**Task brief**
Tally the lines that contain "this" and report the total alone.

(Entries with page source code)
══════════════════════════════
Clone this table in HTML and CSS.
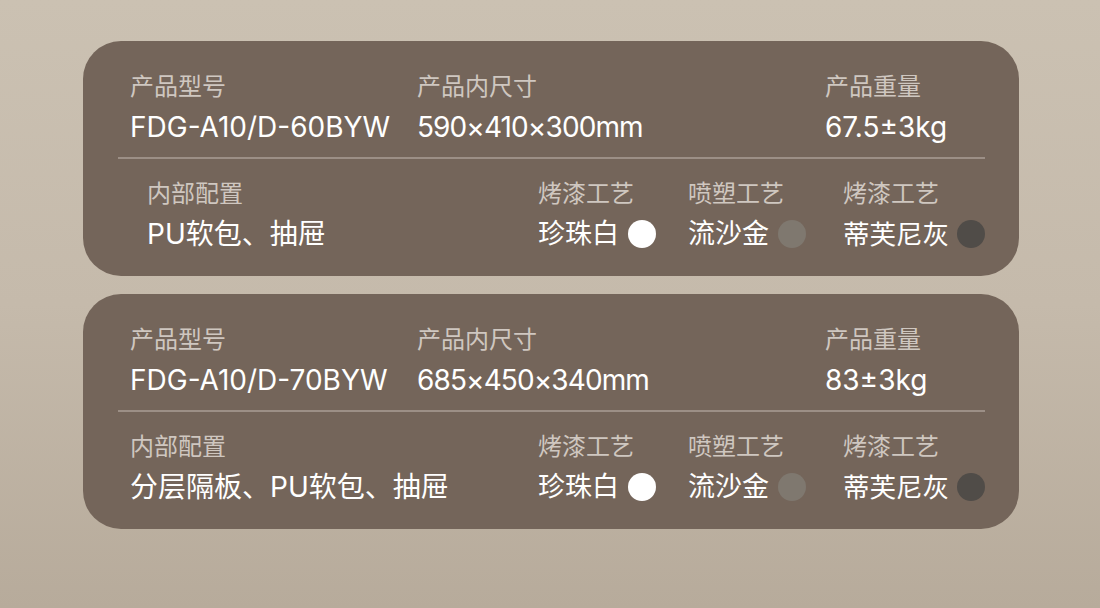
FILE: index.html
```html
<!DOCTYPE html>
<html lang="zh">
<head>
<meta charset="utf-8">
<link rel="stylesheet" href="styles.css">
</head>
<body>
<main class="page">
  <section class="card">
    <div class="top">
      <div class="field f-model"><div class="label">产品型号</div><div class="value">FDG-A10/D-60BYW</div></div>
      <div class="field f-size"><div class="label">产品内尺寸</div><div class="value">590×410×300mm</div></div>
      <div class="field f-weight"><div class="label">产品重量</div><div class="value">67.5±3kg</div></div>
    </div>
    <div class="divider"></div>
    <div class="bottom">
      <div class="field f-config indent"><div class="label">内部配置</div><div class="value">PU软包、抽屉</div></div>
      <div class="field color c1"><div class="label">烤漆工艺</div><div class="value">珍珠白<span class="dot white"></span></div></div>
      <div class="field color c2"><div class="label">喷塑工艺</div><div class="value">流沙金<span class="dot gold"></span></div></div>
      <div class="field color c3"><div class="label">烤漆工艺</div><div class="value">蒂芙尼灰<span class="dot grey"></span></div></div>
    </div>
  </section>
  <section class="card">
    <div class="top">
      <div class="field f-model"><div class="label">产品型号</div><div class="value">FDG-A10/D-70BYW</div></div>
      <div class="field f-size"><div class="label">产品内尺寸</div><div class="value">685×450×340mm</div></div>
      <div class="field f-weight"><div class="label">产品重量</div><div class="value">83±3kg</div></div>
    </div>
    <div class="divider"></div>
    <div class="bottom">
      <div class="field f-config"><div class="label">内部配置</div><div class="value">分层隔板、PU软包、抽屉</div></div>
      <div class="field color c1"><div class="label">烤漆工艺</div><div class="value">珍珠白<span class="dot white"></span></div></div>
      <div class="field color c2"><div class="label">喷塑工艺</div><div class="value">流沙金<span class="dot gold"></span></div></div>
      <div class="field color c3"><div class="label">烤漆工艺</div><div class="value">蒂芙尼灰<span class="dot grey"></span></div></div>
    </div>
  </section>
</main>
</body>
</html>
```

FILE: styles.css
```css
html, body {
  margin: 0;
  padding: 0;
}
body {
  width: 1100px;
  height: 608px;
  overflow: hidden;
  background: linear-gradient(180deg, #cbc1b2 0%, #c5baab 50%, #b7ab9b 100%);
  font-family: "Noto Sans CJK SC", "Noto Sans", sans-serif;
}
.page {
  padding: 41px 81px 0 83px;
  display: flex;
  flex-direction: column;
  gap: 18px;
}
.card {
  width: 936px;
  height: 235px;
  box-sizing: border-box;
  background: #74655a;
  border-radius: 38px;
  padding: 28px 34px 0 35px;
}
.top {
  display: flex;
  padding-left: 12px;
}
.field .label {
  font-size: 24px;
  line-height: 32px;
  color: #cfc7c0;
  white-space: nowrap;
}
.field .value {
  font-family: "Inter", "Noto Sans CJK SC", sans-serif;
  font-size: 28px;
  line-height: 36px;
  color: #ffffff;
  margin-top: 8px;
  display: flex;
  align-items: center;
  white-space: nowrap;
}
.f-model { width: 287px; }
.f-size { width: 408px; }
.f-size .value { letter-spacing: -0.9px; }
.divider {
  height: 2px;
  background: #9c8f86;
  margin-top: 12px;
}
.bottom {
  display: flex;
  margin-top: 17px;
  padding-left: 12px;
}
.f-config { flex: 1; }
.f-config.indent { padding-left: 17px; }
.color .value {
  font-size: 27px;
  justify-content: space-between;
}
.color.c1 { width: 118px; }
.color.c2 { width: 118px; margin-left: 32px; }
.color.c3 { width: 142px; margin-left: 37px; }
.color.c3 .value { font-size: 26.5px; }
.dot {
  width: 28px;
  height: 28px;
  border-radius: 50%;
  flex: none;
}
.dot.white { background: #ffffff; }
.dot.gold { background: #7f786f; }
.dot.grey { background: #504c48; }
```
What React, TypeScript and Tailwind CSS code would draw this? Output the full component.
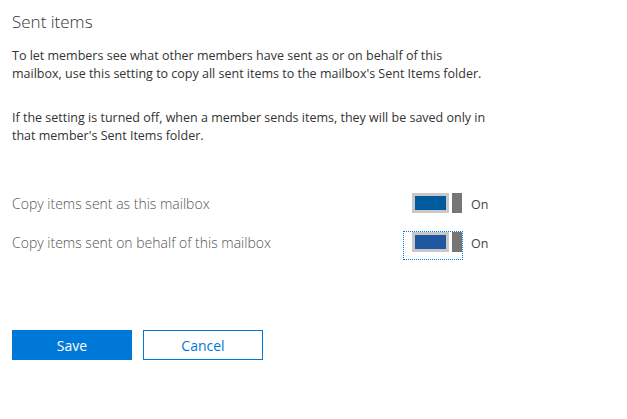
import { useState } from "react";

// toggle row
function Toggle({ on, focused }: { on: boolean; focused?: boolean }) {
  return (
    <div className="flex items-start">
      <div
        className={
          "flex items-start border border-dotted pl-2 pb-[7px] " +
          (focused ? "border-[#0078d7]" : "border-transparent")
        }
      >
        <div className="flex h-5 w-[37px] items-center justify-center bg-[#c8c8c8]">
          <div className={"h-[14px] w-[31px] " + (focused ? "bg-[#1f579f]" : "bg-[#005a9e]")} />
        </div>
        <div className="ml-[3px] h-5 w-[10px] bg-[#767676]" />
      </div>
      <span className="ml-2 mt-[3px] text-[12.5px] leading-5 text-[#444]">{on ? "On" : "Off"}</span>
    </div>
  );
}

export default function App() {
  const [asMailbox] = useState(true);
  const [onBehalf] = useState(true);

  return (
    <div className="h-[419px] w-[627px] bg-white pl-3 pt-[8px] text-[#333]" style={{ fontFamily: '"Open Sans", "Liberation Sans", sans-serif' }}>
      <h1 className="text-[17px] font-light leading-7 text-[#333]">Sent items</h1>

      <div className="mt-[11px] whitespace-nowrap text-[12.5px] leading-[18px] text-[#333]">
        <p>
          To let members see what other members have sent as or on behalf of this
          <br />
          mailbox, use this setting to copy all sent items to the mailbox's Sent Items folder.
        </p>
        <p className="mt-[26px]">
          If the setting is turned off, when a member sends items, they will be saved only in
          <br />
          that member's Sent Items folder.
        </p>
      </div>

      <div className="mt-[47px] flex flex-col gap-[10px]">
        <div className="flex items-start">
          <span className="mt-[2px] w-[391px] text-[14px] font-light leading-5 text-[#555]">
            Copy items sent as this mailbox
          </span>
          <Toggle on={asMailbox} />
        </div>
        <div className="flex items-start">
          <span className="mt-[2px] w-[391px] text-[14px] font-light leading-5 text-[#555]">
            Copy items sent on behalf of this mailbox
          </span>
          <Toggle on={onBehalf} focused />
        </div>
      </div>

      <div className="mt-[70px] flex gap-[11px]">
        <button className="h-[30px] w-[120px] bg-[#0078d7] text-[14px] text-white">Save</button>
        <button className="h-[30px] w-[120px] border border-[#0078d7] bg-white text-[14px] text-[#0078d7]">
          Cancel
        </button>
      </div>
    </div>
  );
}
══════════════════════════════
**Task result**
6